Sonbahar bitti, artık kış geldi. Tam temizlik vakti; takvimden kasım ayının son bir iki yaprağını da yırtın atın...
Yazmayan kalemleri,
Sayfası bitmiş defterleri,
Kulbu kırık fincanları,
'Zayıflayınca giyerim' kıyafetleri,
Dibi kararmış tencereyi,
Taşındığınız hangi evden kaldığı, hangi kapıyı açtığı artık meçhul olan o anahtarları
Atın!..
Ooh, bir ferahlayın... Bakalım tamam mı?
Şimdi; ihtimalleri atın.
'Olacaktı, son anda olmadı'ları atın, olmamış işte...
Takılıp kaldığınız o günü,
Düşünüp durduğunuz o lafı,
Atın!..
Küstüğünüz için uzun zamandır görmediklerinizin aklınızda kalan son görüntüsünü,
Alındıklarınızın, gücendiklerinizin hiç umurunda olmayan o 'olayı'
Atın!..
O hiç beceremediğiniz yemeğin tarifini,
Aldığınız en kötü karneyi, hatta en iyi karneyi,
İçinizi kemiren o ukdeyi,
Atın!..
Zamanı gelince yiyeceğiniz soğuk intikam yemeğini de dökün.
Soğuk yemeğin hiç tadı olmaz, dışarıdan bir döner söyleyin daha iyi...

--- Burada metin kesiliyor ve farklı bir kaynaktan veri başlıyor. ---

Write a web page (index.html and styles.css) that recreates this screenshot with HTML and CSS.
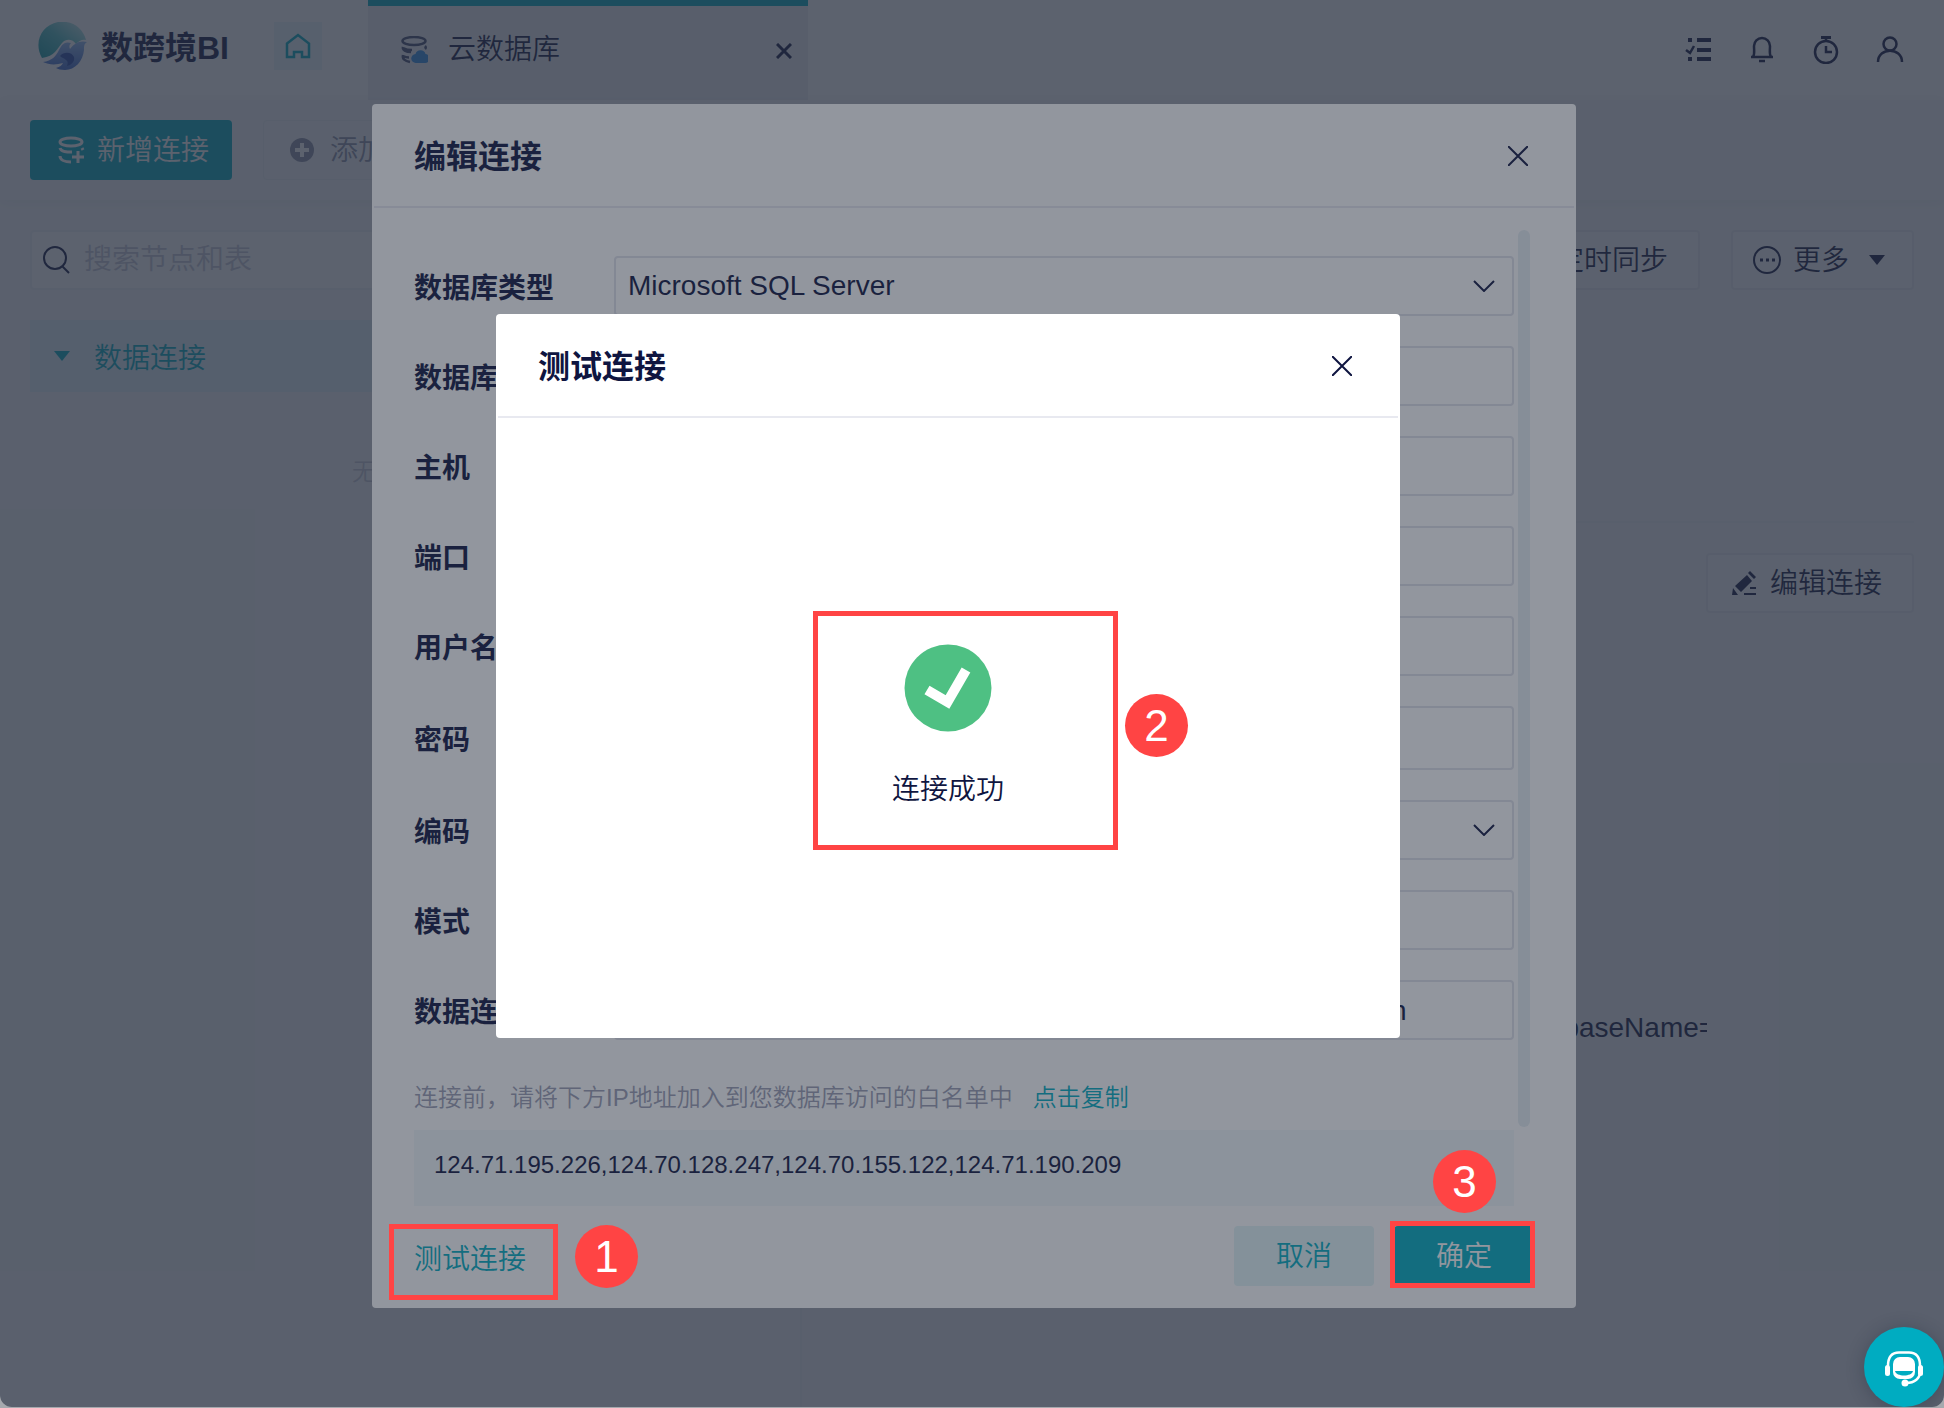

Buzdolabının üzerindeki diyet listesini,
Depodaki koşu bandını,
Atın!..
Cevabı olmayan soruları,
Kaçırdığınız fırsatları,
Atıldığınız işi,
Beceremediğiniz ilişkileri,
Kişisel gelişim kitaplarını,
Atın!..
Arkanızdan konuşanları,
Önünüzü kapayanları,
Alamadığınız terfiyi,
Oturamadığınız evi,
'Şimdiki aklım olsa'ları,
Çalışmayan saatleri,
İşe yaramayan fikirleri,
Kaçan trenleri,
Zamansız yaşlandıran dertleri,
'O gün' olanları...
Halının altına süpürdüklerinizi,
Dolabın dibine iteklediklerinizi,
Atın!..
Ninem diyor ki; Mermer iyi taştan, iyilik iki baştan.